Always use a spark arrester.  It doesn’t sacrifice power, but can save the forest from fires.

Maintain your exhaust system.  Remember, noise doesn’t equal horsepower.  Too little exhaust back-pressure can actually cause less power and engine damage.

If you “pack it in, pack it out.”  Trash is an eyesore and it attracts scavengers that endanger other wildlife. Even biodegradable materials such as food scraps take time to break down.

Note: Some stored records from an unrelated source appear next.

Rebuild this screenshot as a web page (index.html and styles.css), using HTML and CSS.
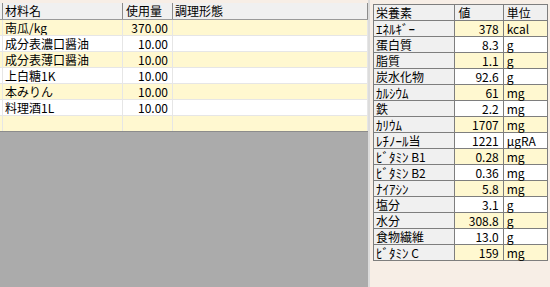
FILE: index.html
```html
<!DOCTYPE html>
<html lang="ja">
<head>
<meta charset="utf-8">
<link rel="stylesheet" href="styles.css">
</head>
<body>
<div class="app">
  <div class="left">
    <div class="grid">
      <div class="row head"><div class="c0"></div><div class="c1">材料名</div><div class="c2 hl">使用量</div><div class="c3">調理形態</div></div>
      <div class="row y"><div class="c0"></div><div class="c1">南瓜/kg</div><div class="c2">370.00</div><div class="c3"></div></div>
      <div class="row"><div class="c0"></div><div class="c1">成分表濃口醤油</div><div class="c2">10.00</div><div class="c3"></div></div>
      <div class="row y"><div class="c0"></div><div class="c1">成分表薄口醤油</div><div class="c2">10.00</div><div class="c3"></div></div>
      <div class="row"><div class="c0"></div><div class="c1">上白糖1K</div><div class="c2">10.00</div><div class="c3"></div></div>
      <div class="row y"><div class="c0"></div><div class="c1">本みりん</div><div class="c2">10.00</div><div class="c3"></div></div>
      <div class="row"><div class="c0"></div><div class="c1">料理酒1L</div><div class="c2">10.00</div><div class="c3"></div></div>
      <div class="row y last"><div class="c0"></div><div class="c1"></div><div class="c2"></div><div class="c3"></div></div>
    </div>
  </div>
  <div class="sep"></div>
  <div class="right">
    <table class="nut">
      <tr class="nh"><td class="n">栄養素</td><td class="vh">値</td><td class="uh">単位</td></tr>
      <tr class="y"><td class="n"><span class="hw">ｴﾈﾙｷﾞｰ</span></td><td class="v">378</td><td class="u">kcal</td></tr>
      <tr><td class="n">蛋白質</td><td class="v">8.3</td><td class="u">g</td></tr>
      <tr class="y"><td class="n">脂質</td><td class="v">1.1</td><td class="u">g</td></tr>
      <tr><td class="n">炭水化物</td><td class="v">92.6</td><td class="u">g</td></tr>
      <tr class="y"><td class="n"><span class="hw">ｶﾙｼｳﾑ</span></td><td class="v">61</td><td class="u">mg</td></tr>
      <tr><td class="n">鉄</td><td class="v">2.2</td><td class="u">mg</td></tr>
      <tr class="y"><td class="n"><span class="hw">ｶﾘｳﾑ</span></td><td class="v">1707</td><td class="u">mg</td></tr>
      <tr><td class="n"><span class="hw">ﾚﾁﾉｰﾙ</span>当</td><td class="v">1221</td><td class="u">μgRA</td></tr>
      <tr class="y"><td class="n"><span class="hw">ﾋﾞﾀﾐﾝ</span> B1</td><td class="v">0.28</td><td class="u">mg</td></tr>
      <tr><td class="n"><span class="hw">ﾋﾞﾀﾐﾝ</span> B2</td><td class="v">0.36</td><td class="u">mg</td></tr>
      <tr class="y"><td class="n"><span class="hw">ﾅｲｱｼﾝ</span></td><td class="v">5.8</td><td class="u">mg</td></tr>
      <tr><td class="n">塩分</td><td class="v">3.1</td><td class="u">g</td></tr>
      <tr class="y"><td class="n">水分</td><td class="v">308.8</td><td class="u">g</td></tr>
      <tr><td class="n">食物繊維</td><td class="v">13.0</td><td class="u">g</td></tr>
      <tr class="y"><td class="n"><span class="hw">ﾋﾞﾀﾐﾝ</span> C</td><td class="v">159</td><td class="u">mg</td></tr>
    </table>
  </div>
</div>
</body>
</html>
```

FILE: styles.css
```css
html, body {
  margin: 0;
  padding: 0;
}
body {
  width: 550px;
  height: 287px;
  overflow: hidden;
  background: #f7eee6;
  font-family: "Noto Sans CJK JP", "Noto Sans", sans-serif;
  font-size: 12px;
  color: #000;
}
.app {
  display: flex;
  height: 287px;
}
.left {
  width: 368px;
  padding-top: 3px;
  display: flex;
  flex-direction: column;
}
.grid {
  background: #ababab;
  flex: 1;
}
.row {
  display: flex;
  height: 15px;
  border-bottom: 1px solid #e6e6e6;
  background: #ffffff;
  line-height: 15px;
}
.row.y {
  background: #fff8d0;
}
.row.last {
  border-bottom: 1px solid #8c8c8c;
}
.row.head {
  height: 16px;
  line-height: 16px;
  background: #f0f0f0;
  border-bottom: 1px solid #9a9a9a;
}
.row > div {
  border-right: 1px solid #e6e6e6;
  white-space: nowrap;
  overflow: hidden;
}
.row.head > div {
  border-right: 1px solid #8c8c8c;
}
.c0 { width: 2px; }
.c1 { width: 117px; padding-left: 2px; }
.c2 { width: 45px; padding-right: 4px; text-align: right; }
.row.head .c2 { text-align: left; padding-left: 3px; width: 46px; padding-right: 0; }
.c3 { width: 192px; padding-left: 2px; }
.sep {
  width: 2px;
  background: #dcdcdc;
}
.right {
  flex: 1;
  padding: 4px 0 0 3px;
}
.nut {
  border-collapse: collapse;
  table-layout: fixed;
  width: 175px;
}
.nut td {
  border: 1px solid #7e7e7e;
  height: 15px;
  padding: 0;
  line-height: 15px;
  white-space: nowrap;
}
.nut tr {
  background: #ffffff;
}
.nut tr.y td.v, .nut tr.y td.u {
  background: #fff8d0;
}
.nut td.n {
  width: 78px;
  padding-left: 2px;
  background: #f0f0f0;
}
.hw {
  font-size: 13px;
  line-height: 12px;
}
.nut td.vh, .nut td.uh {
  background: #f0f0f0;
  padding-left: 3px;
}
.nut td.vh { width: 44px; }
.nut td.uh { width: 40px; }
.nut td.v {
  text-align: right;
  padding-right: 4px;
}
.nut td.u {
  padding-left: 3px;
}
```
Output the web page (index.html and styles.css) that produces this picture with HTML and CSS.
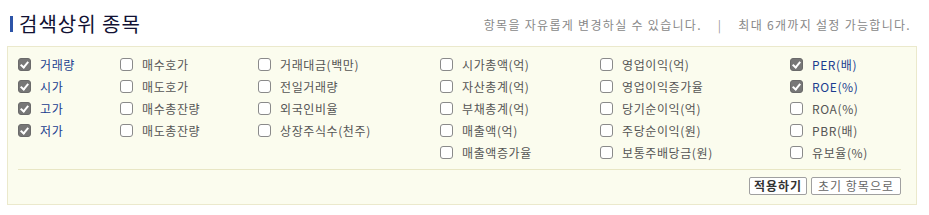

​To leave a good impression, you need the right information.  In an age where outdoor recreation is the sport of choice, it is our responsibility to exercise responsible outdoor practices.  Tread Lightly! has a simple message:  Conserve our environment!  Make the commitment to follow and promote the Tread Lightly! Principles:

  • Travel Responsibly on land by staying on designated roads, trails and areas. Go over, not around, obstacles to avoid widening the trails. Cross streams only at designated fords. When possible, avoid wet, muddy trails. On water, stay on designated waterways and launch your watercraft in designated areas.
  • Respect the Rights of Others including private property owners, all recreational trail users, campers and others so they can enjoy their recreational activities undisturbed. Leave gates as you found them. Yield right of way to those passing you or going uphill. On water, respect anglers, swimmers skiers, boaters, and divers and those on or near shore.  
  • Educate Yourself prior to your trip by obtaining travel maps and regulations from public agencies, planning for your trip, taking recreation skills classes, and knowing how to operate your equipment safely.
  • Avoid Sensitive Areas on land such as meadows, lakeshores, wetlands and streams. Stay on designated routes. This protects wildlife habitats and sensitive soils from damage. Don’t disturb historical, archeological or paleontological sites. On water, avoid operating your watercraft in shallow waters or near shorelines at high speeds.
  • Do Your Part by modeling appropriate behavior, leaving the area better than you found it, properly disposing of waste, minimizing the use of fire, avoiding the spread of invasive species, and repairing degraded areas.